Does Catholic Answers publish such a newsletter, something that contains really good articles by good apologists, priests, counselors, doctors, and family life specialists? I’m not talking about a huge volume; ideally, the newsletter would be a few pages long, and contain two or three short but pithy articles, along with a prayer and a Bible passage to meditate on for the week.

If something like this doesn’t exist, it should for the purpose that I described above–to give the Holy Spirit and His human workers a tool that could be used to soften the hearts and draw in Catholics who have drifted away from the Church.


#12

Is the preaching good, meaningful, personal, full of zeal?
Do people who go to this church get invited to share - in the parish and on Sundays - their talents and gifts given to them by the Holy Spirit?
Is there a real sense of fellowship/family?

Christianity is not supposed to be a law religion. You can’t demand people to go to Church. People will come to church if they see in other people something that they really want, if they see the power of the Holy Spirit and fantastic fellowship, and if they experience that their own time is meaningfully spent in church.
Its no use telling people: “You are not supposed to feel anything… maybe you are in the dark night of the soul… what is human comforts compared to the Eucharist… just believe in the hidden mysteries…”.
We have a wrong kind of properness to our gatherings… Jesus was not like that. He cured the sick on the sabbath in the Temple, he yelled, he gave people to eat… he cared for their humanity.
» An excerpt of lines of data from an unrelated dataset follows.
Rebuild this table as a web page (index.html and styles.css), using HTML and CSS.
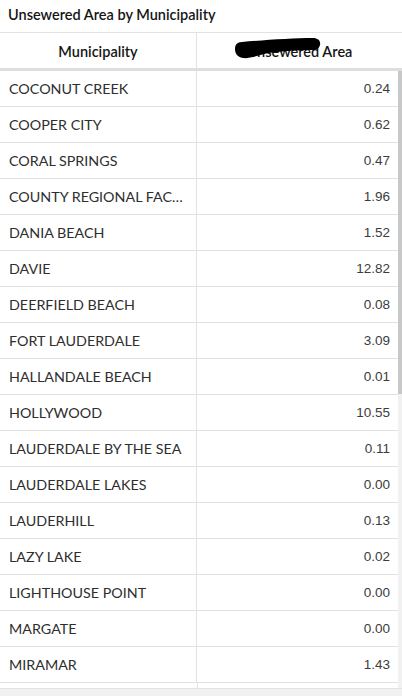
FILE: index.html
```html
<!DOCTYPE html>
<html lang="en">
<head>
  <meta charset="UTF-8" />
  <meta name="viewport" content="width=device-width, initial-scale=1.0"/>
  <title>Unsewered Area by Municipality</title>
  <link rel="stylesheet" href="styles.css">
</head>
<body>
  <div class="panel">
    <div class="title">Unsewered Area by Municipality</div>

    <div class="table">
      <div class="head">
        <div class="cell">Municipality</div>
        <div class="cell">
          <span class="head-label">Unsewered Area</span>
          <svg class="redact" width="86" height="24" viewBox="0 0 86 24">
            <path d="M7 5 C30 3 58 1 78 1 C83 1 86 4 85 8 C84 12 81 13 77 13 C64 13 48 14 34 16 C24 18 14 22 8 21 C2 20 0 16 0 12 C0 8 2 5 7 5 Z" fill="#000"/>
          </svg>
        </div>
      </div>

      <div class="body-wrap">
        <div class="rows" id="rows"></div>
        <div class="scroll-track"><div class="scroll-thumb"></div></div>
      </div>
      <div class="bottom-strip"></div>
    </div>
  </div>

  <script>
    const data = [
      ["COCONUT CREEK", "0.24"],
      ["COOPER CITY", "0.62"],
      ["CORAL SPRINGS", "0.47"],
      ["COUNTY REGIONAL FAC…", "1.96"],
      ["DANIA BEACH", "1.52"],
      ["DAVIE", "12.82"],
      ["DEERFIELD BEACH", "0.08"],
      ["FORT LAUDERDALE", "3.09"],
      ["HALLANDALE BEACH", "0.01"],
      ["HOLLYWOOD", "10.55"],
      ["LAUDERDALE BY THE SEA", "0.11"],
      ["LAUDERDALE LAKES", "0.00"],
      ["LAUDERHILL", "0.13"],
      ["LAZY LAKE", "0.02"],
      ["LIGHTHOUSE POINT", "0.00"],
      ["MARGATE", "0.00"],
      ["MIRAMAR", "1.43"]
    ];

    const rows = document.getElementById("rows");
    data.forEach(([name, value]) => {
      rows.innerHTML += `
        <div class="row">
          <div class="cell name">${name}</div>
          <div class="cell value">${value}</div>
        </div>
      `;
    });
  </script>
</body>
</html>
```

FILE: styles.css
```css
body {
  margin: 0;
  background-color: #fff;
  font-family: 'Lato', sans-serif;
  color: #323232;
}

.panel {
  width: 402px;
  height: 696px;
  overflow: hidden;
  display: flex;
  flex-direction: column;
}

.title {
  height: 33px;
  box-sizing: border-box;
  padding: 6px 8px 0;
  font-size: 14.5px;
  font-weight: 600;
  color: #151515;
  border-bottom: 1px solid #e2e2e2;
}

.table {
  flex: 1;
  display: flex;
  flex-direction: column;
}

.head {
  display: grid;
  grid-template-columns: 197px 1fr;
  height: 38px;
  box-sizing: border-box;
  border-bottom: 3px solid #dedede;
  font-size: 14.5px;
  font-weight: 600;
  color: #151515;
}

.head .cell {
  position: relative;
  display: flex;
  align-items: center;
  justify-content: center;
  padding-top: 1px;
}

.head .cell:first-child {
  border-right: 1px solid #e2e2e2;
}

.redact {
  position: absolute;
  left: 38px;
  top: 4px;
}

.body-wrap {
  height: 617px;
  display: flex;
  overflow: hidden;
}

.rows {
  flex: 1;
  background: linear-gradient(to right, transparent 197px, #e2e2e2 197px, #e2e2e2 198px, transparent 198px);
}

.row {
  display: grid;
  grid-template-columns: 197px 1fr;
  height: 36px;
  box-sizing: border-box;
  border-bottom: 1px solid #e2e2e2;
  background-color: #fff;
}

.row .cell {
  display: flex;
  align-items: center;
  padding: 0 8px 0 9px;
  font-size: 14.3px;
  min-width: 0;
}

.row .name {
  border-right: 1px solid #e2e2e2;
  white-space: nowrap;
  color: #2e2e2e;
}

.row .value {
  justify-content: flex-end;
  font-family: 'Liberation Sans', Arial, sans-serif;
  font-size: 13.5px;
  color: #3c3c3c;
}

.scroll-track {
  width: 4px;
  background-color: #f1f1f1;
}

.scroll-thumb {
  height: 323px;
  background-color: #c8c8c8;
}

.bottom-strip {
  flex: 1;
  background-color: #f1f1f1;
  border-top: 1px solid #e2e2e2;
}
```
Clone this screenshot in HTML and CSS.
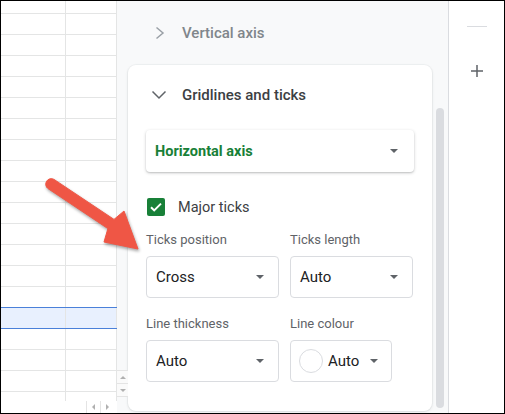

Another poster is right… the changes has to come from the top. very many parishes suffer across the planet, numbers dwindling, because people have become more interested in “obligations” and rituals than actually experiencing a real and life changing meeting with the living God.
Oftentimes the priests are worn out and can’t give what they dont have.
But a priests also has the responsibility of reading the New Testament and give other people areas of ministry in the church, where they are far more talented than he is.